Both players involved in this on my team are inexperienced. Not sure on the other team, but I do know their catcher was pretty good.

2-2 count with a runner on first. Batter takes a ball, thinks it's ball 4, drops the bat and heads to first. The runner on first casually starts walking to second. Halfway down the line, and with people on all sides shouting various thing, the batter realizes it wasn't ball four. At that point, the other team starts to realize we have a runner wandering between first and second. So I yell for her to run, she does, safe at second. Weirdest stolen base I've seen. I don't think I would ever tell a batter to pretend ball 3 is ball 4 though.
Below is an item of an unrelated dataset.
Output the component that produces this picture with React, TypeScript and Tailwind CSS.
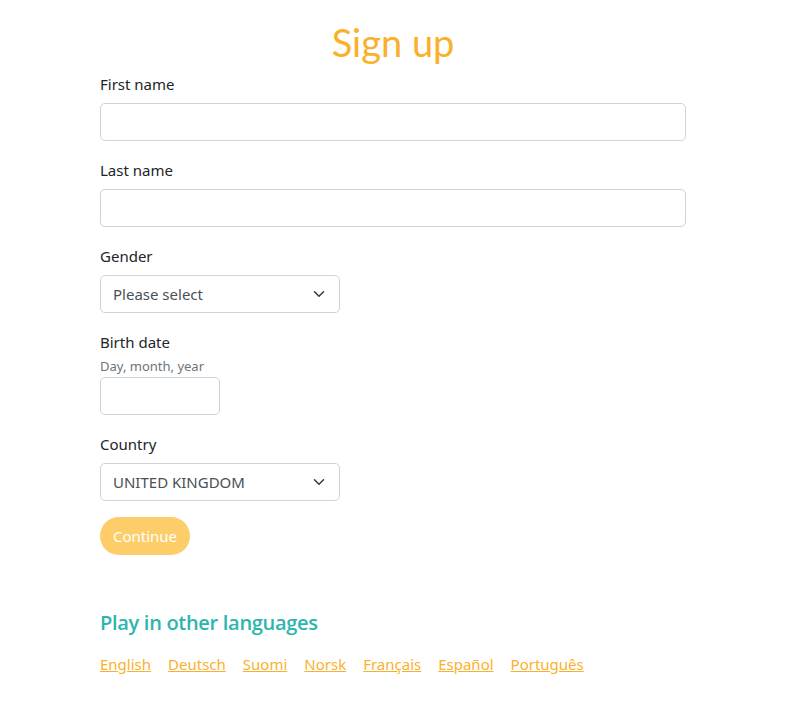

Similarly, I was coaching third and we had runners on 2nd and 3rd. Ball 4, and our runner on third started walking toward home, either forgetting it wasn't a force or forgetting there wasn't a runner on first. I stopped her and had her get back to third, but I'm pretty sure if she had just played it cool and jogged home casually she would've scored before the other team realized what was happening.

What I've learned is that even experienced players will doubt themselves if the other player is doing something confidently.
 
Feb 13, 2015
164
18
No such rule
Interesting, I've read that it's a rule violation to run the bases backwards (when not tagging up or returning to a missed base) and the reasoning says it makes a travesty of the game. I thought maybe this did too.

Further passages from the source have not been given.